Thanks. I have that diagram and it is part #35 that I am referring to—at least that appears to be it. I wish there was a better picture. Like I indicated it looks like a small (inch to inch and a half diameter) spin on oil filter. Since everything is working I assume I just need an o-ring, probably #35. I like the tractor although it came without the axle or traction lock installed. I’ll probably get the service manual at some point—and that may be now.


----------



## RC Wells (Dec 26, 2008)

#35 is the hydraulic pump relief valve. It has been years since I was into one of these, but if the assembly is drooling it would be a good idea to disassemble it and replace the O rings.
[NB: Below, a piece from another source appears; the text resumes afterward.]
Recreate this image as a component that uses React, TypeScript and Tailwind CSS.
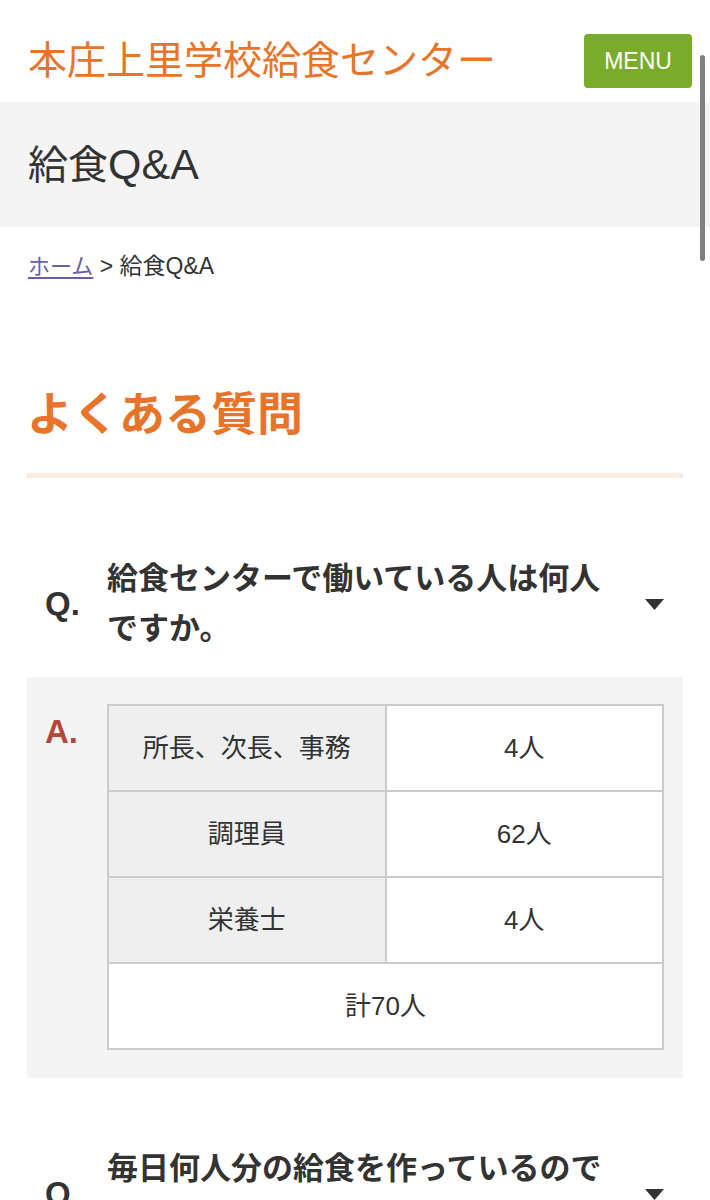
import { ReactNode } from "react";

const font = { fontFamily: '"Liberation Sans", "Noto Sans CJK JP", sans-serif' };

const staff = [
  { role: "所長、次長、事務", count: "4人" },
  { role: "調理員", count: "62人" },
  { role: "栄養士", count: "4人" },
];

function Caret() {
  return (
    <svg width="19" height="11" viewBox="0 0 19 11" className="shrink-0">
      <path d="M0 0 H19 L9.5 11 Z" fill="#333333" />
    </svg>
  );
}

function Question({ children }: { children: ReactNode }) {
  return (
    <div className="flex items-center pl-[18px] pr-[19px]">
      <span className="w-[62px] shrink-0 text-[33px] font-bold text-[#333333]">Q.</span>
      <p className="flex-1 text-[31px] font-bold leading-[50px] text-[#333333]">{children}</p>
      <Caret />
    </div>
  );
}

export default function App() {
  return (
    <div className="relative min-h-[1200px] overflow-hidden bg-white" style={font}>
      <header className="flex h-[102px] items-center justify-between pl-[28px] pr-[18px]">
        <h1 className="mt-[18px] text-[39px] leading-none text-[#e8742a]">
          本庄上里学校給食センター
        </h1>
        <button className="mt-[20px] h-[54px] w-[108px] rounded-[4px] bg-[#7aab2b] text-[23px] text-white">
          MENU
        </button>
      </header>

      <div className="flex h-[125px] items-center bg-[#f4f4f4] px-[28px]">
        <h2 className="text-[40px] text-[#333333]">
          給食<span className="text-[43px]">Q&amp;A</span>
        </h2>
      </div>

      <nav className="px-[28px] pt-[24px] text-[22px] leading-[30px] text-[#333333]">
        <a className="text-[#6a5fa6] underline underline-offset-[3px]">ホーム</a>
        <span className="text-[23px]"> &gt; 給食Q&amp;A</span>
      </nav>

      <main className="px-[27px]">
        <h3 className="mt-[109px] text-[46px] font-bold leading-none text-[#e8742a]">よくある質問</h3>
        <div className="mt-[36px] h-[5px] bg-[#fcebe1]" />

        <div className="mt-[76px]">
          <Question>
            給食センターで働いている人は何人
            <br />
            ですか。
          </Question>
        </div>

        <div className="mt-[23px] flex bg-[#f4f4f4] pb-[28px] pl-[18px] pr-[19px] pt-[27px]">
          <span className="mt-[8px] w-[62px] shrink-0 text-[33px] font-bold leading-[40px] text-[#b5473a]">A.</span>
          <table className="flex-1 border-collapse text-[26px] text-[#333333]">
            <tbody>
              {staff.map((s) => (
                <tr key={s.role} className="h-[86px]">
                  <td className="w-1/2 border-2 border-[#cccccc] bg-[#efefef] text-center">{s.role}</td>
                  <td className="w-1/2 border-2 border-[#cccccc] bg-white text-center">{s.count}</td>
                </tr>
              ))}
              <tr className="h-[86px]">
                <td colSpan={2} className="border-2 border-[#cccccc] bg-white text-center">
                  計70人
                </td>
              </tr>
            </tbody>
          </table>
        </div>

        <div className="mt-[66px]">
          <Question>
            毎日何人分の給食を作っているので
            <br />
            すか。
          </Question>
        </div>
      </main>

      <div className="absolute right-[5px] top-[55px] h-[206px] w-[5px] rounded-full bg-[#808080]" />
    </div>
  );
}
Once a relief valve seal starts leaking it is just a matter of time until it is a full blown hydraulic fluid under pressure blow.


----------



## tabaka45 (Mar 19, 2018)

It is in a tight space and while I can easily screw it off, I am a little concerned about being able to line up the threads when reinstalling it. Does the valve come out with the canister and is it simple to clean, reassemble and replace the o-rings?


----------



## RC Wells (Dec 26, 2008)

The valve is a cartridge unit, the O rings are standard metric Buna-N Nitrile found at most NAPA auto parts stores, all hydraulic hose and fitting suppliers, or from the partsforfarmtrac.com site. Take your valve in with the existing O rings in place to obtain the correct size if you go to a local shop. The cartridge drops in place and the threads will line up when reinstalling. Just be patient.
The valve itself is non-serviceable, and if cracked or otherwise faulty it is simply replaced (http://store.farmtrac-tractor-parts.com/esl11271.html). Given the age of the tractor, and that the relief springs get tired with use, I would most likely order the new valve and O rings from the website.


----------



## tabaka45 (Mar 19, 2018)

Thanks, that is what I hoped to hear. The tractor has less than 600 hours so I am hoping I just need the o-rings.


----------